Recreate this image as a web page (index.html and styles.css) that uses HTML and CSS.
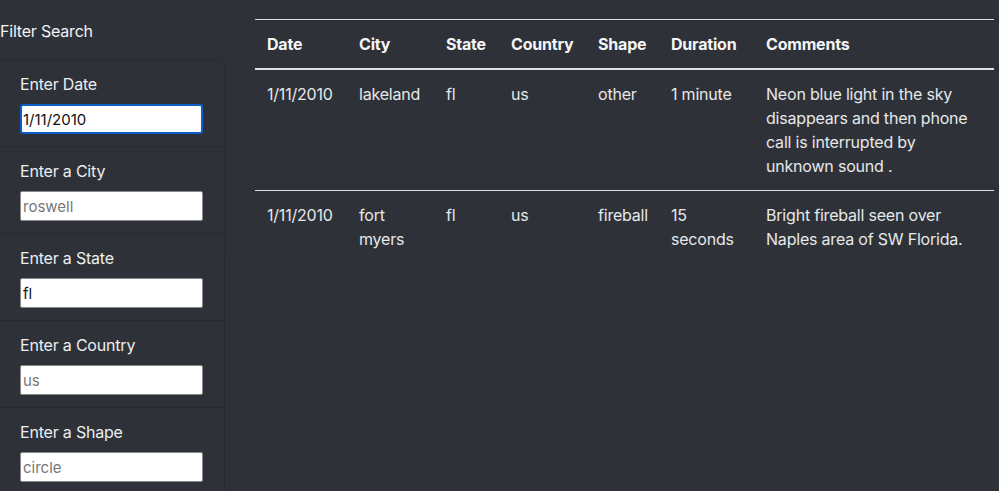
FILE: index.html
```html
<!DOCTYPE html>
<html>
<head>
<meta charset="utf-8">
<link rel="stylesheet" href="styles.css">
</head>
<body>
<div class="page">
  <aside class="sidebar">
    <div class="sidebar-title">Filter Search</div>
    <ul class="filters">
      <li class="filter">
        <label class="filter-label">Enter Date</label>
        <input class="filter-input focused" type="text" value="1/11/2010">
      </li>
      <li class="filter">
        <label class="filter-label">Enter a City</label>
        <input class="filter-input" type="text" placeholder="roswell">
      </li>
      <li class="filter">
        <label class="filter-label">Enter a State</label>
        <input class="filter-input" type="text" value="fl">
      </li>
      <li class="filter">
        <label class="filter-label">Enter a Country</label>
        <input class="filter-input" type="text" placeholder="us">
      </li>
      <li class="filter">
        <label class="filter-label">Enter a Shape</label>
        <input class="filter-input" type="text" placeholder="circle">
      </li>
    </ul>
  </aside>
  <main class="content">
    <table class="ufo-table">
      <colgroup>
        <col class="c-date"><col class="c-city"><col class="c-state"><col class="c-country"><col class="c-shape"><col class="c-duration"><col class="c-comments">
      </colgroup>
      <thead>
        <tr>
          <th>Date</th><th>City</th><th>State</th><th>Country</th><th>Shape</th><th>Duration</th><th>Comments</th>
        </tr>
      </thead>
      <tbody>
        <tr>
          <td>1/11/2010</td><td>lakeland</td><td>fl</td><td>us</td><td>other</td><td>1 minute</td><td>Neon blue light in the sky disappears and then phone call is interrupted by unknown sound .</td>
        </tr>
        <tr>
          <td>1/11/2010</td><td>fort myers</td><td>fl</td><td>us</td><td>fireball</td><td>15 seconds</td><td>Bright fireball seen over Naples area of SW Florida.</td>
        </tr>
      </tbody>
    </table>
  </main>
</div>
</body>
</html>
```
FILE: styles.css
```css
* { box-sizing: border-box; }
html, body {
  margin: 0;
  padding: 0;
  background: #2e3238;
  color: #e9ecef;
  font-family: Inter, Roboto, "Liberation Sans", sans-serif;
  font-size: 16px;
  line-height: 24px;
}
.page {
  display: grid;
  grid-template-columns: 225px 1fr;
  column-gap: 30px;
  height: 491px;
  overflow: hidden;
  padding-right: 5px;
}
.sidebar-title {
  color: #f3f4f5;
  padding-top: 19px;
  height: 60px;
  letter-spacing: -0.2px;
}
.filters {
  list-style: none;
  margin: 0;
  padding: 0;
  border: 1px solid rgba(0,0,0,0.13);
  border-left: none;
  border-radius: 0 5px 0 0;
}
.filter {
  padding: 12px 20px 12px 20px;
  height: 87px;
  border-bottom: 1px solid rgba(0,0,0,0.13);
  display: flex;
  flex-direction: column;
}
.filter:first-child { padding-top: 11px; height: 86px; }
.filter-label {
  color: #eceef0;
  margin-bottom: 8px;
  letter-spacing: -0.2px;
}
.filter-input {
  width: 183px;
  height: 30px;
  border: 1px solid #8a8a8a;
  border-radius: 2px;
  background: #fff;
  color: #111;
  font-family: inherit;
  font-size: 15px;
  padding: 0 2px;
  outline: none;
}
.filter-input::placeholder { color: #777; }
.filter-input.focused {
  border: 2px solid #0b5fc6;
  border-radius: 3px;
  padding: 0 1px;
}
.content { padding-top: 19px; }
.ufo-table {
  width: 739px;
  border-collapse: collapse;
  table-layout: fixed;
  border-top: 1px solid #dcdfe3;
}
.c-date { width: 92px; }
.c-city { width: 87px; }
.c-state { width: 65px; }
.c-country { width: 87px; }
.c-shape { width: 73px; }
.c-duration { width: 95px; }
.c-comments { width: 240px; }
.ufo-table th {
  text-align: left;
  font-weight: 700;
  color: #f4f5f6;
  padding: 12px 12px;
  border-bottom: 2px solid #dcdfe3;
  vertical-align: top;
  letter-spacing: -0.2px;
}
.ufo-table td {
  padding: 12px 12px;
  vertical-align: top;
  color: #e6e8ea;
  letter-spacing: -0.2px;
}
.ufo-table tbody tr:first-child td { border-bottom: 1px solid #dcdfe3; }
```
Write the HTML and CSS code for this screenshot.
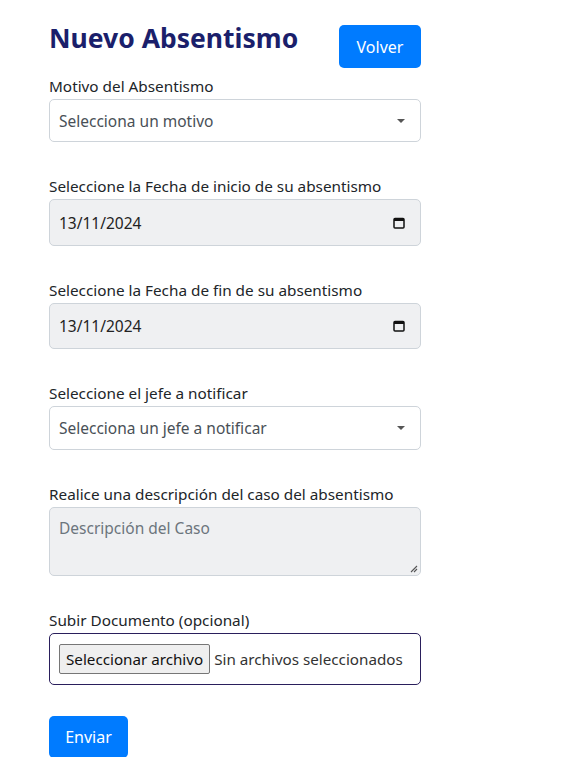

• • • • •

Stated task => Write out each line of the data that holds the string "styles".

Output for this task =>
Recreate this image as a web page (index.html and styles.css) that uses HTML and CSS.
<link rel="stylesheet" href="styles.css">
FILE: styles.css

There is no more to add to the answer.